— Соединённые Штаты — демократическая страна, которая никогда не падет под влияние такого безумца, как Гитлер. — Военный полицейский спокойно пожал плечами в ответ на предостережения Штрейхера. — Это просто невозможно. Мы приветствуем все национальности, вероисповедания и расы, и все мы очень даже мирно сосуществуем. Наша сила в нашем разнообразии.
— Вот и мы так думали, пока это «разнообразие» не начало превышать по числу нас, коренных немцев. Вот увидите, как и с вами такое произойдёт, увидите, как вы будете тянуть руки в салюте вашему новому фюреру, вот увидите, — Штрейхер пробормотал едва слышно.
— Эрнст, — Бруно пробормотал еле слышно, прижимаясь лбом к моему плечу. — Что-то мне нехорошо… Опять все кружится…
— Я знаю, Бруно. Я знаю, — я отозвался тихим голосом, не открывая глаз.
Два дня назад нас все-таки посетила делегация из Вены, более озабоченная газетными заголовками о нашей голодовке, чем нашим состоянием. Одетые в официальную форму армии Доллфусса, они вошли в наш барак с презрительнейшим выражением лиц, осмотрелись вокруг, поусмехались над нашими бледными от голода лицами, и спросили наконец, кто был ответственен за «бардак». Я заставил себя сесть и даже спустил ноги на пол, но вставать не стал, частично потому, что не хотел выказывать им такой чести, но вообще-то настоящей причиной было то, что я скорее всего потерял бы сознание, если бы поднялся с кровати.
— Я здесь главный, — заявил я так твёрдо, как только мог.
— Имя?
— Доктор Эрнст Кальтенбруннер.
Человек, стоявший передо мной, растянул губы в ядовитой ухмылке и повернулся к коменданту, сопровождавшему его.

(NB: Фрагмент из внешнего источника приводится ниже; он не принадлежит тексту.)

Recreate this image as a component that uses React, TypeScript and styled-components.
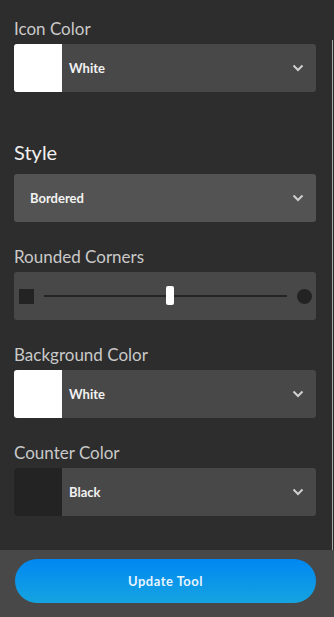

— Комендант, я запрещаю вам давать «доктору» Эрнсту Кальтенбруннеру и его людям воду, начиная с этого самого момента. Доложите мне, когда они закончат свою голодовку. Спорить готов, что они и двух дней не протянут, твердолобые чурбаны.
Представитель Доллфусса снова фыркнул, окинул меня презрительным взглядом с ног до головы, и покинул барак. Комендант бросил на меня умоляющий взгляд. Я безразлично пожал плечами и опустился на свою деревянную «кровать». Если уж мне суждено было погибнуть, то так тому и быть. Не удастся им меня сломить какой-то там водой.
— Да кому вообще нужна эта вода? — Я подмигнул Бруно в тот день, а теперь он умирал рядом со мной из-за моего упрямства.
— Бруно. — Я слегка повёл плечом, в которое он тяжело дышал. — Все, брат, довольно уже. Скоро они придут нас проверить, и я скажу им, чтобы забрали тебя в медицинский блок.
— Нет, — запротестовал он слабым голосом. — Не смей даже… Я с тобой до конца… Все мы… Просто подержи меня за руку, ладно?
— Не будь такой девчонкой, — тихо усмехнулся я, но все же нашёл его холодную, безжизненную руку и крепко её сжал.
Я всю ночь глаз не смыкал, время от времени легонько толкая Бруно плечом, когда мне казалось, что его дыхание становилось слишком уж поверхностным, и на следующий день тоже, проверяя, был ли он ещё в сознании. Я благодарно улыбался каждый раз, как он открывал глаза и едва кивал мне в ответ.
— Я всего лишь дремал, Эрнст.
Слыша его голос, хриплый от обезвоживания, я облегченно прикрывал свои веки и проваливался в беспокойный сон, пока уже Бруно в свою очередь не начинал трясти мою руку, чтобы убедиться, что я был все ещё жив. А потом мы просто лежали несколько минут, глядя друг другу в глаза, и я придумывал что-нибудь успокаивающее, а он кивал в ответ и улыбался своими потрескавшимися губами, все ещё до конца веря в меня, даже когда смерть уже стояла над нами со своей острой косой.
— Ещё один денёк, Бруно, — шептал я из последних сил. — Всего ещё один день… И все закончится.
Мы закрыли глаза, потому что сил больше не осталось держать их открытыми, и единственное, что удерживало нас в этой реальности, единственное, что помогало понять, что мы были ещё живы, было тёплое дыхание друга на щеке.
Однако люди Доллфусса не очень-то были довольны нашей почти нечеловеческой силой воли, а более того, возможностью того, что мы станем посмертными героями для всех СС и членов нацистской партии здесь в Австрии, а что ещё хуже, и в соседней Германии. На следующий день, когда большинство из нас едва находились в сознании, но тем не менее наотрез отказались отречься от своих требований, они вошли в наш барак и приказали надзирателям переправить нас в городской госпиталь, чтобы спасти наши «жалкие жизни».